The first question that needs to be answered is which representations and warranties will be qualified by “knowledge”? This is the threshold question, and while the seller(s) will want to have as many representations and warranties qualified by knowledge, the purchaser(s) will have the opposite goal. Determining which representations and warranties will be qualified is as much an art as a science, and will often boil down to an intense session of “logrolling”.

Once the parties agree on which representations and warranties will be qualified by knowledge, the problem then becomes, what exactly is “knowledge”?

At law, one can classify knowledge into:

  • Actual knowledge: The knowledge in fact possessed by someone. For example, if a breach of an environmental regulation was made at a factory in India and covered up by management in India, such that the news of that breach never reached senior management in the U.S., the U.S.-based CEO of the company would not have “actual” knowledge of the environmental regulation breach.
  • Constructive or imputed knowledge: The knowledge that someone would have obtained after some reasonable level of diligent inquiry, or the knowledge that someone would be expected to know in his or her capacity as an officer, director, or employee. For example, if a breach of an environmental regulation at a factory in India resulted in the factory being shut down for a month, even if the CEO did not have actual knowledge of the breach, if he had made reasonably diligent inquiries, he would have known (“constructive knowledge”) that there was an environmental regulation breach in India.

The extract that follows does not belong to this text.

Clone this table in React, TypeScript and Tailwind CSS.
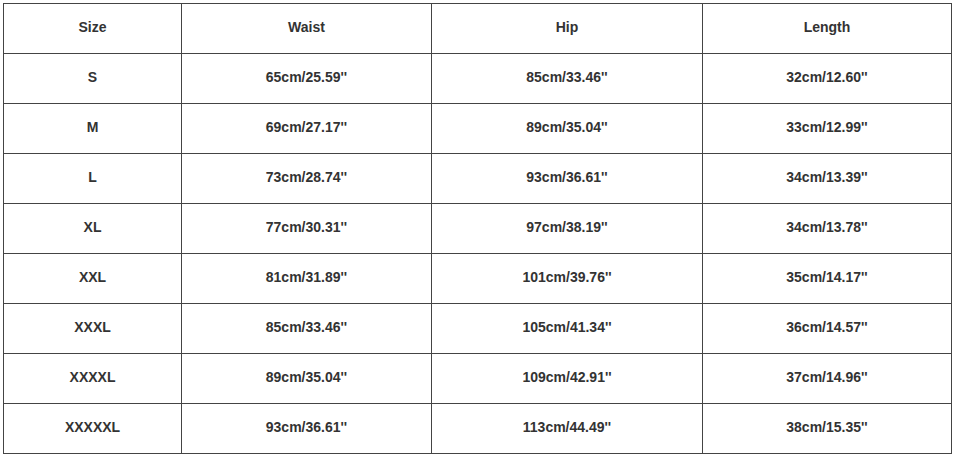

The majority of acquisition agreements these days will contain an explicit definition of knowledge, simply because to do otherwise is to have future disputes (at a time when the parties are already no longer on amicable terms) about what exactly is meant by knowledge.

The definition of “knowledge” is often found in the Definitions section of the acquisition agreement.9 To make this concrete, I present two examples of definitions of “knowledge” that I have encountered in my private equity career, one for “actual knowledge” and the other for “constructive knowledge”.

Actual knowledge:

For the purpose of this Agreement, Sellers’ knowledge shall be deemed to be limited to the actual knowledge as of the Closing Date of Anthony Stark, Virginia Potts, and Obadiah Stane, without giving effect to imputed knowledge or giving rise to any duty to investigate.

Constructive or imputed knowledge:

Knowledge” means, with respect to the Company and the Subsidiaries, the actual knowledge as of the Closing Date of Anthony Stark, Virginia Potts, and Obadiah Stane, and the knowledge that each such person, would have reasonably obtained after making due and appropriate inquiry of their respective direct reports with respect to the particular matter in question.

The seller(s) will seek to limit knowledge to actual knowledge; the purchaser(s) will seek to expand knowledge to include constructive knowledge. Unless there is a significant imbalance in bargaining power, the result will often be some level of constructive knowledge, though the seller(s) will attempt to limit the scope of this as much as possible.

Once the parties fix on an understanding of what “knowledge” means, the next question that must be dealt with is whose knowledge? A target company does not know anything; the directors, officers and employees of the target company do. When specifying that something is “to the Knowledge of the Company”, to which of these directors, officers and employees does the acquisition agreement refer?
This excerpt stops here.